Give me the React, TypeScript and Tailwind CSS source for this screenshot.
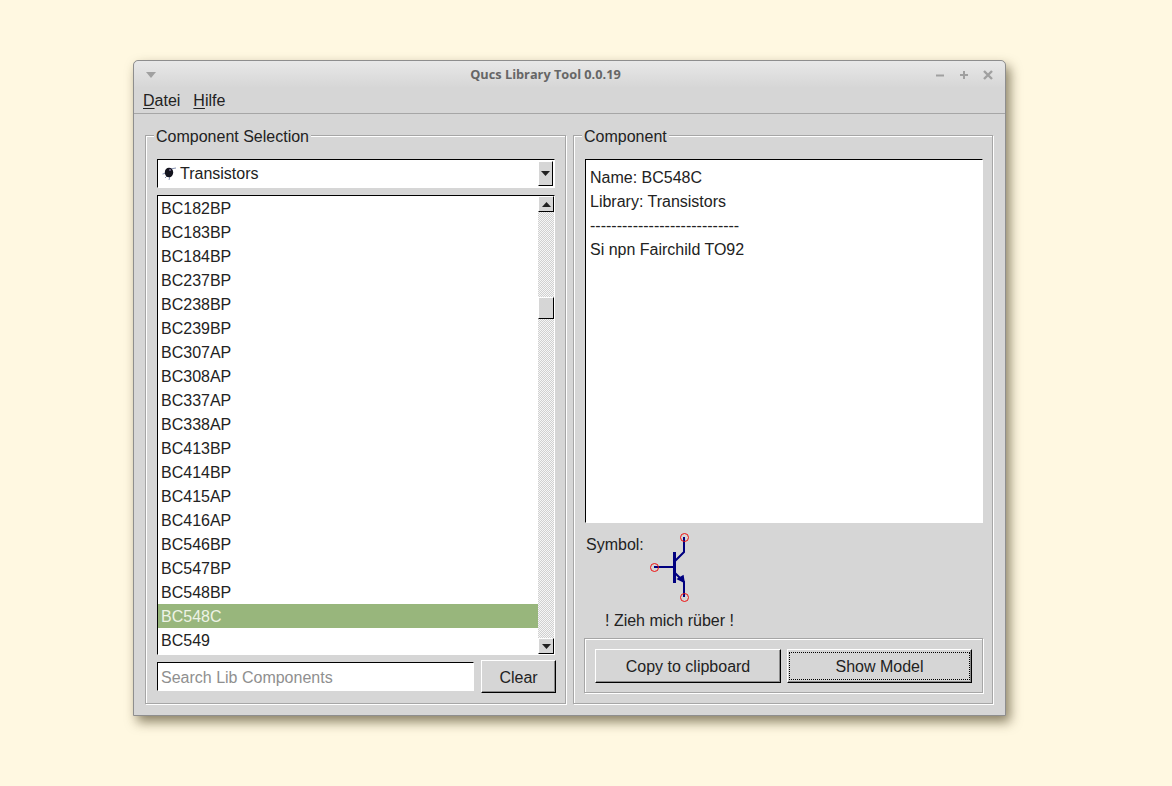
const models = [
  'BC182BP', 'BC183BP', 'BC184BP', 'BC237BP', 'BC238BP', 'BC239BP', 'BC307AP', 'BC308AP', 'BC337AP',
  'BC338AP', 'BC413BP', 'BC414BP', 'BC415AP', 'BC416AP', 'BC546BP', 'BC547BP', 'BC548BP', 'BC548C', 'BC549',
]

const sunken = 'border-[1.5px] border-t-black border-l-black border-r-white border-b-white'
const raised = 'border border-t-white border-l-white border-r-black border-b-black shadow-[inset_-1px_-1px_0_#8c8c8c]'
const etched = 'border border-[#a6a6a6] shadow-[1px_1px_0_#ffffff,inset_1px_1px_0_#ffffff]'

function Arrow({ up }: { up?: boolean }) {
  return (
    <svg width="9" height="5" viewBox="0 0 9 5">
      <path d={up ? 'M4.5 0 9 5H0z' : 'M0 0h9L4.5 5z'} fill="#222222" />
    </svg>
  )
}

function ArrowButton({ up, className }: { up?: boolean; className: string }) {
  return (
    <div className={`flex items-center justify-center border border-t-white border-l-white border-r-black border-b-black bg-[#d6d6d6] ${className}`}>
      <Arrow up={up} />
    </div>
  )
}

function GroupBox({ title, className, children }: { title: string; className: string; children: React.ReactNode }) {
  return (
    <div className={`flex flex-col ${etched} ${className}`}>
      <div className="-mt-[8px] -ml-[3px] self-start bg-[#d6d6d6] px-[2px] text-[16px] leading-[18px]">{title}</div>
      {children}
    </div>
  )
}

function BugIcon() {
  return (
    <svg width="15" height="15" viewBox="0 0 15 15">
      <path d="M0.5 8 5 7M8 3l6-1M3 12l3-3M8 10l-1 4" stroke="#8490b0" strokeWidth="1" fill="none" />
      <ellipse cx="7" cy="6.5" rx="4.2" ry="4.8" fill="#14141e" />
      <circle cx="8" cy="4" r="1" fill="#7d6f9a" />
    </svg>
  )
}

function TransistorSymbol() {
  return (
    <svg width="44" height="74" viewBox="0 0 44 74">
      <g stroke="#000080" fill="none">
        <path d="M26.5 22v31" strokeWidth="3" />
        <path d="M6 37h20M27 31l9-9V7M27 43l9 9v15" strokeWidth="2" />
        <path d="M30 49l6 3-1-6z" strokeWidth="1.5" fill="#000080" />
      </g>
      <g stroke="#ee1111" fill="none" strokeWidth="1">
        <circle cx="36.5" cy="7.5" r="4" />
        <circle cx="6.5" cy="37.5" r="4" />
        <circle cx="36.5" cy="67.5" r="4" />
      </g>
    </svg>
  )
}

export default function App() {
  return (
    <div className="h-[786px] w-[1172px] overflow-hidden bg-[#fff8e1] bg-[radial-gradient(circle_at_center,#000000_0_0.5px,transparent_0.5px)] bg-[length:21.33px_21.33px] bg-[position:7.83px_-3.17px] pl-[133px] pt-[60px] font-['Liberation_Sans',Arial,sans-serif] text-[16px] text-[#222222]">
      <div className="flex h-[656px] w-[873px] flex-col rounded-t-[5px] border border-[#8e8e8e] bg-[#d6d6d6] shadow-[4px_6px_12px_rgba(60,50,20,0.6)]">
        {/* Title bar */}
        <div className="flex h-[27px] items-center rounded-t-[5px] bg-gradient-to-b from-[#e8e8e8] to-[#d6d6d6] pl-[12px] pr-[12px]">
          <svg width="10" height="6" viewBox="0 0 10 6">
            <path d="M0 0h10L5 6z" fill="#a0a0a0" />
          </svg>
          <div className="flex-1 text-center font-['Open_Sans',sans-serif] text-[12.75px] font-bold text-[#666666]">Qucs Library Tool 0.0.19</div>
          <div className="flex items-center gap-[14px]">
            <svg width="10" height="10" viewBox="0 0 10 10">
              <path d="M1 5.5h8" stroke="#a0a0a0" strokeWidth="2" />
            </svg>
            <svg width="10" height="10" viewBox="0 0 10 10">
              <path d="M1 5h8M5 1v8" stroke="#a0a0a0" strokeWidth="2" />
            </svg>
            <svg width="10" height="10" viewBox="0 0 10 10">
              <path d="M1 1l8 8M9 1l-8 8" stroke="#a0a0a0" strokeWidth="2.4" />
            </svg>
          </div>
        </div>

        {/* Menu */}
        <div className="flex h-[26px] items-center gap-[13px] border-b border-[#a6a6a6] pl-[9px]">
          <span><span className="underline underline-offset-2">D</span>atei</span>
          <span><span className="underline underline-offset-2">H</span>ilfe</span>
        </div>

        <div className="flex flex-1 items-start pl-[11px] pt-[21px]">
          <GroupBox title="Component Selection" className="h-[569px] w-[421px] pl-[11px]">
            {/* Library combo */}
            <div className={`mt-[13px] flex h-[29px] w-[398px] items-center bg-white pl-[4px] pr-[1px] ${sunken}`}>
              <BugIcon />
              <span className="ml-[3px] flex-1 pt-[1px]">Transistors</span>
              <ArrowButton className="h-[25px] w-[15px]" />
            </div>

            {/* Component list */}
            <div className={`mt-[7px] flex h-[460px] w-[398px] bg-white ${sunken}`}>
              <div className="h-full flex-1 overflow-hidden">
                {models.map((name) => (
                  <div
                    key={name}
                    className={`h-[24px] pl-[3px] leading-[26px] ${name === 'BC548C' ? 'bg-[#98b67c] text-[#eef3e6]' : ''}`}
                  >
                    {name}
                  </div>
                ))}
              </div>
              <div className="flex h-full w-[16px] flex-col bg-[repeating-conic-gradient(#d0d0d0_0_25%,#f6f6f6_0_50%)] bg-[length:2px_2px]">
                <ArrowButton up className="h-[16px] w-[16px]" />
                <div className="mt-[85px] h-[22px] w-[16px] border border-t-white border-l-white border-r-black border-b-black bg-[#d6d6d6]" />
                <div className="flex-1" />
                <ArrowButton className="h-[16px] w-[16px]" />
              </div>
            </div>

            {/* Search */}
            <div className="mt-[5px] flex items-center">
              <div className={`flex h-[29px] w-[317px] items-center bg-white pl-[3px] pt-[2px] text-[#8f8f8f] ${sunken}`}>Search Lib Components</div>
              <button className={`ml-[7px] h-[33px] w-[75px] bg-[#d6d6d6] pt-[2px] ${raised}`}>Clear</button>
            </div>
          </GroupBox>

          {/* Splitter */}
          <div className="h-[569px] w-[7px]" />

          <GroupBox title="Component" className="h-[569px] w-[420px] pl-[11px]">
            <div className={`mt-[13px] h-[364px] w-[398px] bg-white px-[4px] pt-[6px] leading-[24px] ${sunken}`}>
              <div>Name: BC548C</div>
              <div>Library: Transistors</div>
              <div>----------------------------</div>
              <div>Si npn Fairchild TO92</div>
            </div>

            {/* Drag symbol */}
            <div className="flex h-[90px] pl-[1px]">
              <span className="mt-[10px]">Symbol:</span>
              <div className="ml-[4px] mt-[7px]">
                <TransistorSymbol />
              </div>
            </div>
            <div className="-mt-[1px] pl-[20px] leading-[18px]">! Zieh mich rüber !</div>

            <div className={`-ml-[1px] mt-[8px] flex h-[55px] w-[399px] items-center gap-[6px] pl-[10px] ${etched}`}>
              <button className={`h-[34px] w-[186px] bg-[#d6d6d6] pt-[2px] ${raised}`}>Copy to clipboard</button>
              <button className={`h-[34px] w-[185px] bg-[#d6d6d6] ${raised}`}>
                <div className="mx-[1px] flex h-[28px] items-center justify-center border border-dotted border-black pt-[2px]">Show Model</div>
              </button>
            </div>
          </GroupBox>
        </div>
      </div>
    </div>
  )
}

++++++

▶ What needs to be done
From the first line above down to the line with "const etched = 'border", reproduce every line and no others, omitting pictures.

▶ Answer in full
Give me the React, TypeScript and Tailwind CSS source for this screenshot.
const models = [
  'BC182BP', 'BC183BP', 'BC184BP', 'BC237BP', 'BC238BP', 'BC239BP', 'BC307AP', 'BC308AP', 'BC337AP',
  'BC338AP', 'BC413BP', 'BC414BP', 'BC415AP', 'BC416AP', 'BC546BP', 'BC547BP', 'BC548BP', 'BC548C', 'BC549',
]

const sunken = 'border-[1.5px] border-t-black border-l-black border-r-white border-b-white'
const raised = 'border border-t-white border-l-white border-r-black border-b-black shadow-[inset_-1px_-1px_0_#8c8c8c]'
const etched = 'border border-[#a6a6a6] shadow-[1px_1px_0_#ffffff,inset_1px_1px_0_#ffffff]'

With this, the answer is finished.